TO BE DONE: Copy all of the material word for word, except for the pictures.

### PROVIDED MATERIAL

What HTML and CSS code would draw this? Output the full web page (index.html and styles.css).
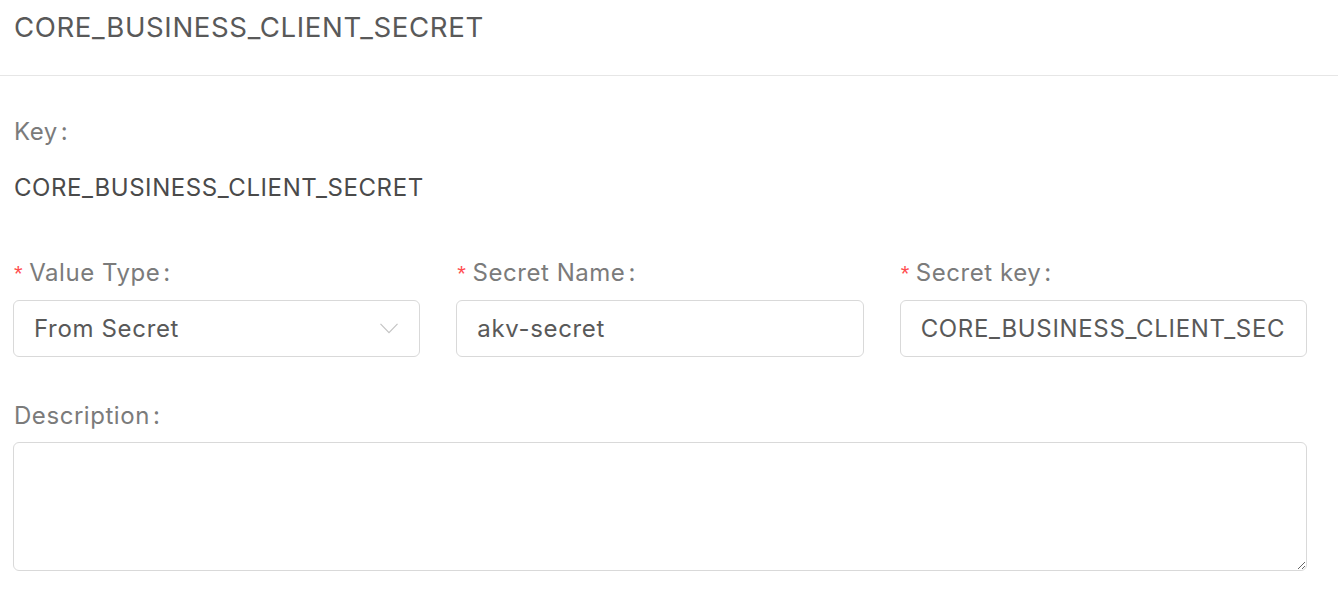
FILE: index.html
```html
<!DOCTYPE html>
<html lang="en">
<head>
<meta charset="utf-8">
<title>CORE_BUSINESS_CLIENT_SECRET</title>
<link rel="stylesheet" href="styles.css">
</head>
<body>
<div class="panel">
  <header class="panel-header">
    <h1 class="panel-title">CORE_BUSINESS_CLIENT_SECRET</h1>
  </header>
  <form class="panel-body">
    <div class="field field-key">
      <div class="label">Key<span class="colon">:</span></div>
      <div class="static-value">CORE_BUSINESS_CLIENT_SECRET</div>
    </div>
    <div class="row">
      <div class="field">
        <label class="label"><span class="req">*</span>Value Type<span class="colon">:</span></label>
        <div class="select">
          <span class="select-value">From Secret</span>
          <svg class="chevron" width="18" height="11" viewBox="0 0 18 11" aria-hidden="true">
            <path d="M0.5 0.8 L9 9.6 L17.5 0.8" fill="none" stroke="#c4c4c4" stroke-width="1.2"/>
          </svg>
        </div>
      </div>
      <div class="field">
        <label class="label"><span class="req">*</span>Secret Name<span class="colon">:</span></label>
        <input class="input" type="text" value="akv-secret">
      </div>
      <div class="field">
        <label class="label"><span class="req">*</span>Secret key<span class="colon">:</span></label>
        <input class="input" type="text" value="CORE_BUSINESS_CLIENT_SECRET">
      </div>
    </div>
    <div class="field field-desc">
      <label class="label">Description<span class="colon">:</span></label>
      <textarea class="textarea"></textarea>
    </div>
  </form>
</div>
</body>
</html>
```

FILE: styles.css
```css
* { box-sizing: border-box; }

html, body {
  margin: 0;
  padding: 0;
  background: #ffffff;
  font-family: Inter, "Noto Sans", "Liberation Sans", sans-serif;
}

.panel {
  width: 1338px;
}

.panel-header {
  height: 76px;
  padding: 7px 14px 0 14px;
  border-bottom: 1px solid #e6e6e6;
}

.panel-title {
  margin: 0;
  font-size: 27.6px;
  line-height: 41px;
  font-weight: 400;
  letter-spacing: 0.62px;
  color: #595959;
}

.panel-body {
  padding: 36px 31px 0 13px;
  display: flex;
  flex-direction: column;
}

.label {
  display: block;
  font-size: 24px;
  line-height: 36px;
  padding-top: 2px;
  letter-spacing: 0.55px;
  color: #7b7b7b;
  padding-left: 1px;
}

.req {
  color: #ff4d4f;
  font-size: 22px;
  margin-right: 6px;
  font-family: "Liberation Sans", sans-serif;
}

.colon {
  margin-left: 3px;
}

.static-value {
  margin-top: 20px;
  padding-left: 1px;
  font-size: 24px;
  line-height: 36px;
  letter-spacing: 0.58px;
  color: #4a4a4a;
}

.row {
  margin-top: 47px;
  display: grid;
  grid-template-columns: repeat(3, 1fr);
  column-gap: 36px;
}

.select,
.input {
  margin-top: 8px;
  height: 57px;
  width: 100%;
  border: 1px solid #d9d9d9;
  border-radius: 6px;
  background: #fff;
  font-family: inherit;
  font-size: 24px;
  letter-spacing: 0.66px;
  color: #595959;
  padding: 0 22px 0 20px;
}

.select {
  display: flex;
  align-items: center;
  justify-content: space-between;
  padding-right: 20px;
}

.chevron {
  display: block;
  margin-right: 1px;
}

.input {
  outline: none;
  display: block;
}

.field-desc {
  margin-top: 39px;
}

.textarea {
  display: block;
  margin-top: 8px;
  width: 100%;
  height: 129px;
  border: 1px solid #d9d9d9;
  border-radius: 6px;
  resize: vertical;
  font-family: inherit;
  font-size: 24px;
  color: #595959;
  padding: 8px 20px;
  outline: none;
}
```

######

RESPONSE TO THIS EXERCISE:
What HTML and CSS code would draw this? Output the full web page (index.html and styles.css).
FILE: index.html
```html
<!DOCTYPE html>
<html lang="en">
<head>
<meta charset="utf-8">
<title>CORE_BUSINESS_CLIENT_SECRET</title>
<link rel="stylesheet" href="styles.css">
</head>
<body>
<div class="panel">
  <header class="panel-header">
    <h1 class="panel-title">CORE_BUSINESS_CLIENT_SECRET</h1>
  </header>
  <form class="panel-body">
    <div class="field field-key">
      <div class="label">Key<span class="colon">:</span></div>
      <div class="static-value">CORE_BUSINESS_CLIENT_SECRET</div>
    </div>
    <div class="row">
      <div class="field">
        <label class="label"><span class="req">*</span>Value Type<span class="colon">:</span></label>
        <div class="select">
          <span class="select-value">From Secret</span>
          <svg class="chevron" width="18" height="11" viewBox="0 0 18 11" aria-hidden="true">
            <path d="M0.5 0.8 L9 9.6 L17.5 0.8" fill="none" stroke="#c4c4c4" stroke-width="1.2"/>
          </svg>
        </div>
      </div>
      <div class="field">
        <label class="label"><span class="req">*</span>Secret Name<span class="colon">:</span></label>
        <input class="input" type="text" value="akv-secret">
      </div>
      <div class="field">
        <label class="label"><span class="req">*</span>Secret key<span class="colon">:</span></label>
        <input class="input" type="text" value="CORE_BUSINESS_CLIENT_SECRET">
      </div>
    </div>
    <div class="field field-desc">
      <label class="label">Description<span class="colon">:</span></label>
      <textarea class="textarea"></textarea>
    </div>
  </form>
</div>
</body>
</html>
```

FILE: styles.css
```css
* { box-sizing: border-box; }

html, body {
  margin: 0;
  padding: 0;
  background: #ffffff;
  font-family: Inter, "Noto Sans", "Liberation Sans", sans-serif;
}

.panel {
  width: 1338px;
}

.panel-header {
  height: 76px;
  padding: 7px 14px 0 14px;
  border-bottom: 1px solid #e6e6e6;
}

.panel-title {
  margin: 0;
  font-size: 27.6px;
  line-height: 41px;
  font-weight: 400;
  letter-spacing: 0.62px;
  color: #595959;
}

.panel-body {
  padding: 36px 31px 0 13px;
  display: flex;
  flex-direction: column;
}

.label {
  display: block;
  font-size: 24px;
  line-height: 36px;
  padding-top: 2px;
  letter-spacing: 0.55px;
  color: #7b7b7b;
  padding-left: 1px;
}

.req {
  color: #ff4d4f;
  font-size: 22px;
  margin-right: 6px;
  font-family: "Liberation Sans", sans-serif;
}

.colon {
  margin-left: 3px;
}

.static-value {
  margin-top: 20px;
  padding-left: 1px;
  font-size: 24px;
  line-height: 36px;
  letter-spacing: 0.58px;
  color: #4a4a4a;
}

.row {
  margin-top: 47px;
  display: grid;
  grid-template-columns: repeat(3, 1fr);
  column-gap: 36px;
}

.select,
.input {
  margin-top: 8px;
  height: 57px;
  width: 100%;
  border: 1px solid #d9d9d9;
  border-radius: 6px;
  background: #fff;
  font-family: inherit;
  font-size: 24px;
  letter-spacing: 0.66px;
  color: #595959;
  padding: 0 22px 0 20px;
}

.select {
  display: flex;
  align-items: center;
  justify-content: space-between;
  padding-right: 20px;
}

.chevron {
  display: block;
  margin-right: 1px;
}

.input {
  outline: none;
  display: block;
}

.field-desc {
  margin-top: 39px;
}

.textarea {
  display: block;
  margin-top: 8px;
  width: 100%;
  height: 129px;
  border: 1px solid #d9d9d9;
  border-radius: 6px;
  resize: vertical;
  font-family: inherit;
  font-size: 24px;
  color: #595959;
  padding: 8px 20px;
  outline: none;
}
```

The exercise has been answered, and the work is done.